Start of Input records

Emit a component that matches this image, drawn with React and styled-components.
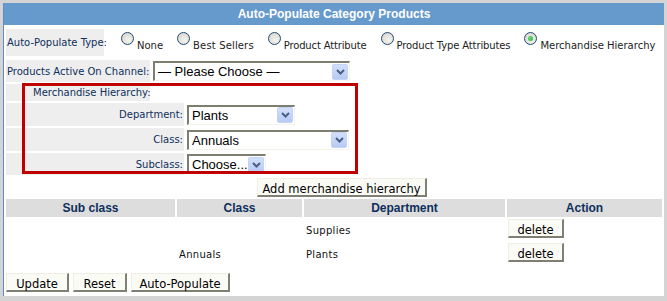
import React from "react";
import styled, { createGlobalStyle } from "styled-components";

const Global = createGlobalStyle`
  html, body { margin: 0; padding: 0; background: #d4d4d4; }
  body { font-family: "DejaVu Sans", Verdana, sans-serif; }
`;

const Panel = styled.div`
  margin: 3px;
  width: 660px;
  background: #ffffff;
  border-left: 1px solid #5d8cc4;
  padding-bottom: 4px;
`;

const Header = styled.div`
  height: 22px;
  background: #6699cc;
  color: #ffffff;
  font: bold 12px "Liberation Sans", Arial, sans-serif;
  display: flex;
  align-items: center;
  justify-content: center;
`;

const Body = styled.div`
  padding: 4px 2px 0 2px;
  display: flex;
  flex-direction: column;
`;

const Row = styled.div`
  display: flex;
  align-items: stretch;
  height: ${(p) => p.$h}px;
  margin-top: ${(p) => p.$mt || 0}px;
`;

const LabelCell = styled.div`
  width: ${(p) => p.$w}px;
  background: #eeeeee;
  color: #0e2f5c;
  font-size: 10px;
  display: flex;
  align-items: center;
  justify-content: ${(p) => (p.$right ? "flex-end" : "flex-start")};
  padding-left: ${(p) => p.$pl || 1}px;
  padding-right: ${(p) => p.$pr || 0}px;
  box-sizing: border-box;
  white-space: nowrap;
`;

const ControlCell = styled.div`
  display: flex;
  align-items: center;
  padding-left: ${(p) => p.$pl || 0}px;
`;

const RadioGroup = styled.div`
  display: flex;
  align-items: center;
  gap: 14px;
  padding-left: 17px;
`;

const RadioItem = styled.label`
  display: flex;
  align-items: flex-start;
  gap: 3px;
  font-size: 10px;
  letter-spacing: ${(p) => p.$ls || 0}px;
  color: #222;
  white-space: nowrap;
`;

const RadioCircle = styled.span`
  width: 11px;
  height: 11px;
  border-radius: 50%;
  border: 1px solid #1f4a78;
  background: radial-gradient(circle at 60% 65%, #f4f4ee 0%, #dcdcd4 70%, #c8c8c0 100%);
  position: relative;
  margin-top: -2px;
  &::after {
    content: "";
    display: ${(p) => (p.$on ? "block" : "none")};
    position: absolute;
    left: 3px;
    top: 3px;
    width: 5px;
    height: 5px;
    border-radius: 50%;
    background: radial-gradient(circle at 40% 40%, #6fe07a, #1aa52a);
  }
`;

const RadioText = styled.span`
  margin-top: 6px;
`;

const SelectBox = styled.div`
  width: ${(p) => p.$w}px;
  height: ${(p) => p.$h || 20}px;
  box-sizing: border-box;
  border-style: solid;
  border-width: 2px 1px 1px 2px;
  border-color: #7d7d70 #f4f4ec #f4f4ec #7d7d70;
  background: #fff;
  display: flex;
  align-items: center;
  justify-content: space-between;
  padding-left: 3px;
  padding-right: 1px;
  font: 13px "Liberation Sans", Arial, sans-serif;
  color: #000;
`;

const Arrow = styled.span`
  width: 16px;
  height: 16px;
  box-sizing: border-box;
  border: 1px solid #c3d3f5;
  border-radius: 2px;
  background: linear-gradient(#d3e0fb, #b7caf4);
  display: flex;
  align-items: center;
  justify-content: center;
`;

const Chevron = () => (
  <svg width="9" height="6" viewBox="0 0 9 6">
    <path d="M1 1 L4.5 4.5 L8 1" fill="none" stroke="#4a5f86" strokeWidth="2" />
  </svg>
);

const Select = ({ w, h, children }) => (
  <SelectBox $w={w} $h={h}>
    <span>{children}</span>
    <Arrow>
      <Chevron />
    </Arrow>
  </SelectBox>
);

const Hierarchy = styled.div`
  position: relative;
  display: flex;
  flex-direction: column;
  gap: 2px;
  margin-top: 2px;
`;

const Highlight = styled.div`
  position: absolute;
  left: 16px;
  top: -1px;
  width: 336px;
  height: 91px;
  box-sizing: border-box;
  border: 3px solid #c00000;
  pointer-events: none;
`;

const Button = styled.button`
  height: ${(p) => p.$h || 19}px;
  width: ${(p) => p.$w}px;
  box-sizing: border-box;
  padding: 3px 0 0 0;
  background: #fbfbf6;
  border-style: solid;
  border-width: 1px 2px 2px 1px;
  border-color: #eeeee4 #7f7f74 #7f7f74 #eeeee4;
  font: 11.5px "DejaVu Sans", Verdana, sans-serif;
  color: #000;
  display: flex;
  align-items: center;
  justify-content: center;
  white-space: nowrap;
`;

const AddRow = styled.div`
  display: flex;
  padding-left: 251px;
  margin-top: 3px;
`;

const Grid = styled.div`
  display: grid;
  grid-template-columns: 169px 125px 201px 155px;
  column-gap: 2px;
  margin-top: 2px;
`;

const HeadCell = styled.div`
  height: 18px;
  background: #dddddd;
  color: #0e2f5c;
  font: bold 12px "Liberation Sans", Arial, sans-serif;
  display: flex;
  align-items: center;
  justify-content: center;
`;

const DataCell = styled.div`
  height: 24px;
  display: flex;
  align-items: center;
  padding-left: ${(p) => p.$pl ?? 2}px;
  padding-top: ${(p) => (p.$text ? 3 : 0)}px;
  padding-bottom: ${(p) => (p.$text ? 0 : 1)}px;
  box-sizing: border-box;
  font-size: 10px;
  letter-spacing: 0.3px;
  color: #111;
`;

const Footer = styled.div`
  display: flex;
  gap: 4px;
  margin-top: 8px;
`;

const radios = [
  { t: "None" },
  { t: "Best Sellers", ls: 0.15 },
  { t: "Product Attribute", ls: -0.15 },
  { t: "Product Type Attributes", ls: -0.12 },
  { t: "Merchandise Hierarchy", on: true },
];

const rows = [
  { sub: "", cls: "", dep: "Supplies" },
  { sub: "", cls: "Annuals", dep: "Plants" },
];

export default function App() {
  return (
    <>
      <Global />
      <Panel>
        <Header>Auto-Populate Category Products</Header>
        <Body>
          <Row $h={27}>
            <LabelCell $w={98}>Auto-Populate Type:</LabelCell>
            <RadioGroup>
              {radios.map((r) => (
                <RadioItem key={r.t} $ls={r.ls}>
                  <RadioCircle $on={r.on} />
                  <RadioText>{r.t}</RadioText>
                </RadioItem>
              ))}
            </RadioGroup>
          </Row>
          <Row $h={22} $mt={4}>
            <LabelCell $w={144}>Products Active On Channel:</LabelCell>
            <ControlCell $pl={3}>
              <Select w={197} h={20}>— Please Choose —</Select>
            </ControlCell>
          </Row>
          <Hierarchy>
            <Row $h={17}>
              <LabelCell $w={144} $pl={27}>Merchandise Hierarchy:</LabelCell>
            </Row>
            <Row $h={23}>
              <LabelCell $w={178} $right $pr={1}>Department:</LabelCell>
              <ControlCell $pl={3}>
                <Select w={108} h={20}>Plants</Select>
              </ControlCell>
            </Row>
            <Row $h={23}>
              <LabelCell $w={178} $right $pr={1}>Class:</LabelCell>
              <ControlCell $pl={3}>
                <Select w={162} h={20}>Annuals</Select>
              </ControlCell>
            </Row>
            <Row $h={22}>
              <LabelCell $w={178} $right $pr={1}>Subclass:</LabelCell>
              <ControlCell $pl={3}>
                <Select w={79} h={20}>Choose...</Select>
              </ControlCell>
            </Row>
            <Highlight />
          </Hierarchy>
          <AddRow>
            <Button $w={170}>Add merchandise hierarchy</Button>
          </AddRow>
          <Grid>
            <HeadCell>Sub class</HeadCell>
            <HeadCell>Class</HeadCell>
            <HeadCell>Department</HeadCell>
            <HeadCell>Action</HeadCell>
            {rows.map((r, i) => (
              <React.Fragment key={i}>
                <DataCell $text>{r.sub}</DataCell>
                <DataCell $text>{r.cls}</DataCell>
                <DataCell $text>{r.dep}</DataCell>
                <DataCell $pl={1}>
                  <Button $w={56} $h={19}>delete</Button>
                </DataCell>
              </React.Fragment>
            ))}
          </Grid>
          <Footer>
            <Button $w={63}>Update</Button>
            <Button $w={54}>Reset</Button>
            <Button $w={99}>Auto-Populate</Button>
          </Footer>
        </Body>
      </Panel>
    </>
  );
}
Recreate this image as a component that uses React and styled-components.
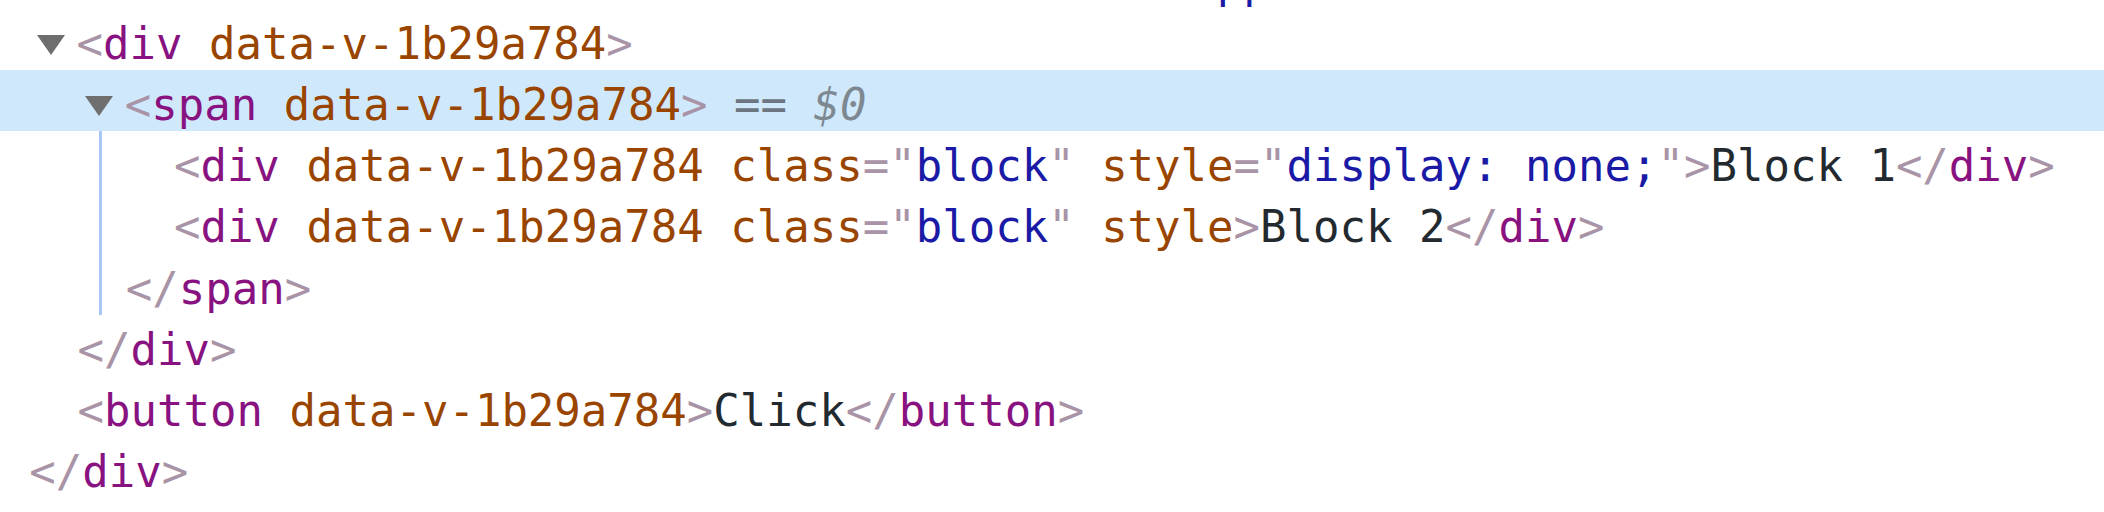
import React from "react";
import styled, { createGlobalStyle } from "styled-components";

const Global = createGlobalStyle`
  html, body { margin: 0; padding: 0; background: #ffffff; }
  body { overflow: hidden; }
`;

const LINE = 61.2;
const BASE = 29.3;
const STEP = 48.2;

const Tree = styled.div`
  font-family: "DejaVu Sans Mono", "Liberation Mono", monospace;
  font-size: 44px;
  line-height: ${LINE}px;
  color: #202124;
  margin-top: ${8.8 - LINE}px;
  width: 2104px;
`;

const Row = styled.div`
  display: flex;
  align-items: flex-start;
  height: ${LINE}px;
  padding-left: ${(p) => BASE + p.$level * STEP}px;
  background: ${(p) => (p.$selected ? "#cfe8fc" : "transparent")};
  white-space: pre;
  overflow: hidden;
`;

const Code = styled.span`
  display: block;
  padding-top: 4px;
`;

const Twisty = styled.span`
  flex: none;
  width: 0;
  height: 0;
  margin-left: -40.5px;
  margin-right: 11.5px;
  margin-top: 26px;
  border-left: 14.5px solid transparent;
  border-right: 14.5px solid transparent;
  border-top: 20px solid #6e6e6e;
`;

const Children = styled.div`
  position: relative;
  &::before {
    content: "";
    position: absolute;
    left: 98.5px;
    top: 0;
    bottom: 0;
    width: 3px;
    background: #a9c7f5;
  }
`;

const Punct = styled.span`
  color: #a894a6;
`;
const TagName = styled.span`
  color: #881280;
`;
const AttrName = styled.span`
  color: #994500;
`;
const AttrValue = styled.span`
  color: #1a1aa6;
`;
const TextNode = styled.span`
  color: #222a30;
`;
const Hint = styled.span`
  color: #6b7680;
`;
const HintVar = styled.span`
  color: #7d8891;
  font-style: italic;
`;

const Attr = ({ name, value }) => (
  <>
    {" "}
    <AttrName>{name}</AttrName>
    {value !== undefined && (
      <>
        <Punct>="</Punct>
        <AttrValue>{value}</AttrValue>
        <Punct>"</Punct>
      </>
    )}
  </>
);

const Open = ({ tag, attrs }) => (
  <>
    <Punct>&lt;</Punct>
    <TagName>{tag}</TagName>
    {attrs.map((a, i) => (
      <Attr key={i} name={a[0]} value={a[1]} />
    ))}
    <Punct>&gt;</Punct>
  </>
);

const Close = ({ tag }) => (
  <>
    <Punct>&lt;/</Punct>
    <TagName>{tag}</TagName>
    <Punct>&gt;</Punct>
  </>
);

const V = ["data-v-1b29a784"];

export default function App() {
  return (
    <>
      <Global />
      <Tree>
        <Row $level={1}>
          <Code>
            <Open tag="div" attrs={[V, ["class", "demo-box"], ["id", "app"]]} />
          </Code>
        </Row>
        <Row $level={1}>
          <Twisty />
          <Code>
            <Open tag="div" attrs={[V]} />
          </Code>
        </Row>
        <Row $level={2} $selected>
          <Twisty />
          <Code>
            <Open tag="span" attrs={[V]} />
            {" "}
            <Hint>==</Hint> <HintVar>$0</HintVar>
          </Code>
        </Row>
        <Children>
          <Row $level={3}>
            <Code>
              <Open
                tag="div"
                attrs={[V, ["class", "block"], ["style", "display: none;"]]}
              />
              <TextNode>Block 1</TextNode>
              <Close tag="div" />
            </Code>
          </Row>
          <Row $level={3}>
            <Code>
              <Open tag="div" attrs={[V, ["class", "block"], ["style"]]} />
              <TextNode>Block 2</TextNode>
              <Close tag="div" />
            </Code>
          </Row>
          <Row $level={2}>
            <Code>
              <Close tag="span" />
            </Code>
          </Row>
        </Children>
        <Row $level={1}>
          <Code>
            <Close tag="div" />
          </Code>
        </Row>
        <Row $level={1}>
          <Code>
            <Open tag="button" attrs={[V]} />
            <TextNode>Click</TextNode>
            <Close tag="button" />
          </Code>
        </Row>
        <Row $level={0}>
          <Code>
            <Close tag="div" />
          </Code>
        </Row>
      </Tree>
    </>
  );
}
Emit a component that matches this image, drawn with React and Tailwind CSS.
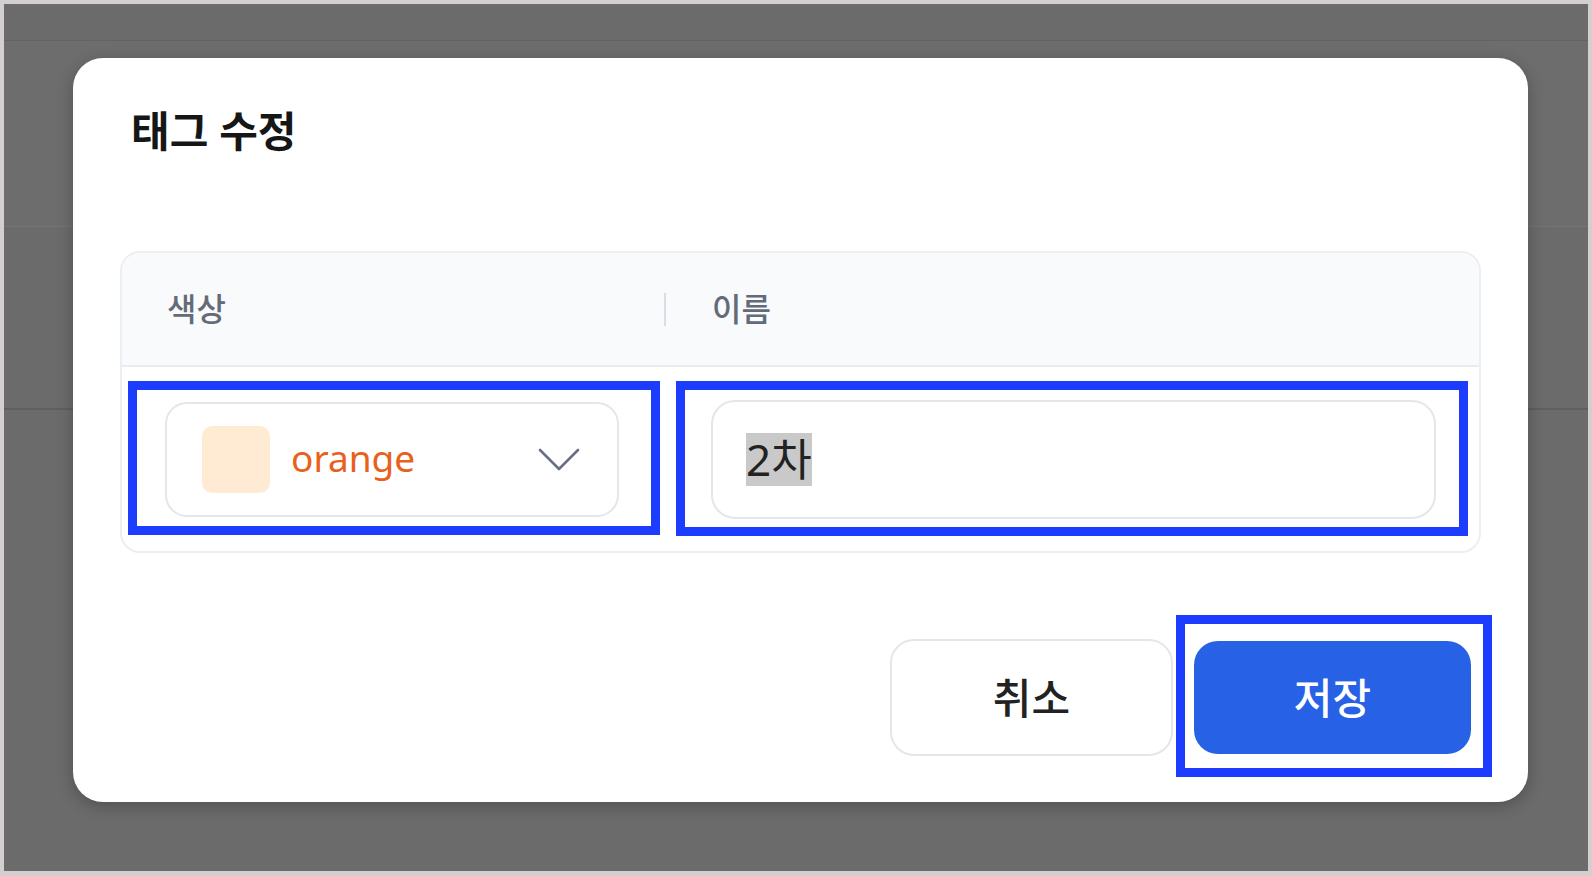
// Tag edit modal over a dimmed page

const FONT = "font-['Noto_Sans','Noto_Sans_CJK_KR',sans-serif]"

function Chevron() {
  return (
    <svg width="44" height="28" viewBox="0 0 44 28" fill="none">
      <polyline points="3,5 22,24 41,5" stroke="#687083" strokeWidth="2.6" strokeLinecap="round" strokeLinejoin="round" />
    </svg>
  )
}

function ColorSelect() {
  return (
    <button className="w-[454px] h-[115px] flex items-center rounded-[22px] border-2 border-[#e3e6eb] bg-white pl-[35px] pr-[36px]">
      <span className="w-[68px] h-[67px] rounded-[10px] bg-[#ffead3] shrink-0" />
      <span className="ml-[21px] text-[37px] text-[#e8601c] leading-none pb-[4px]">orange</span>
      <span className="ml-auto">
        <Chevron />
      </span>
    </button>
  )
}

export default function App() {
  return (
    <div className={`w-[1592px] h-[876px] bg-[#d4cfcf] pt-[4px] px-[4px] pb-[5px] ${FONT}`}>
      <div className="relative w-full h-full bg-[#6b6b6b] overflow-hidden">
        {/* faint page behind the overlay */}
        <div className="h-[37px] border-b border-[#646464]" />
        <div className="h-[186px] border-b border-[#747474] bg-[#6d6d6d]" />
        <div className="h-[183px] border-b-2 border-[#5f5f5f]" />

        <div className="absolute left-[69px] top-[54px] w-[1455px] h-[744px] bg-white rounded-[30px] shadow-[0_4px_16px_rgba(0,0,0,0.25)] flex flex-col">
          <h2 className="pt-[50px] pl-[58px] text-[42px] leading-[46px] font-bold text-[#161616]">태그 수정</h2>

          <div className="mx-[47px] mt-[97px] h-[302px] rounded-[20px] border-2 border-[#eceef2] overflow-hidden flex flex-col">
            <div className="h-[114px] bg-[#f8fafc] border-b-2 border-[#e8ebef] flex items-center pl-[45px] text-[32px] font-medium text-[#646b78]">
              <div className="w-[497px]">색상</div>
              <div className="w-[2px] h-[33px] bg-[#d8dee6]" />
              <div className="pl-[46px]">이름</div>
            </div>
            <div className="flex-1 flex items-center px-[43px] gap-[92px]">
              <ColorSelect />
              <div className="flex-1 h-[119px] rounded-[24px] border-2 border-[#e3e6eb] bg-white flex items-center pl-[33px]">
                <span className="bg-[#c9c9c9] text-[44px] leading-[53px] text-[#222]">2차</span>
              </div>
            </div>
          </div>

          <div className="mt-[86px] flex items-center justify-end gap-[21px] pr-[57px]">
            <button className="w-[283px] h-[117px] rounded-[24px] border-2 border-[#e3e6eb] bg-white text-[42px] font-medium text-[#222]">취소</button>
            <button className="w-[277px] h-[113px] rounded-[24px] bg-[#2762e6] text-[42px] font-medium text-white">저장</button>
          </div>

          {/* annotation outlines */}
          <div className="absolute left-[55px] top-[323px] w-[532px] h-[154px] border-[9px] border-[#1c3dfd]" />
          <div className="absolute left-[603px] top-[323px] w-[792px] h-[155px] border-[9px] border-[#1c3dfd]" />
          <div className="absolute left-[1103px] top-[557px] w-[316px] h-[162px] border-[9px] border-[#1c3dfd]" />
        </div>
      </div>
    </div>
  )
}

End of Input records

Instructions for the task:
Transcribe, leaving out pictures, each line from the one containing "Recreate this image" through the one containing "const STEP = 48.2;".

Exercise response:
Recreate this image as a component that uses React and styled-components.
import React from "react";
import styled, { createGlobalStyle } from "styled-components";

const Global = createGlobalStyle`
  html, body { margin: 0; padding: 0; background: #ffffff; }
  body { overflow: hidden; }
`;

const LINE = 61.2;
const BASE = 29.3;
const STEP = 48.2;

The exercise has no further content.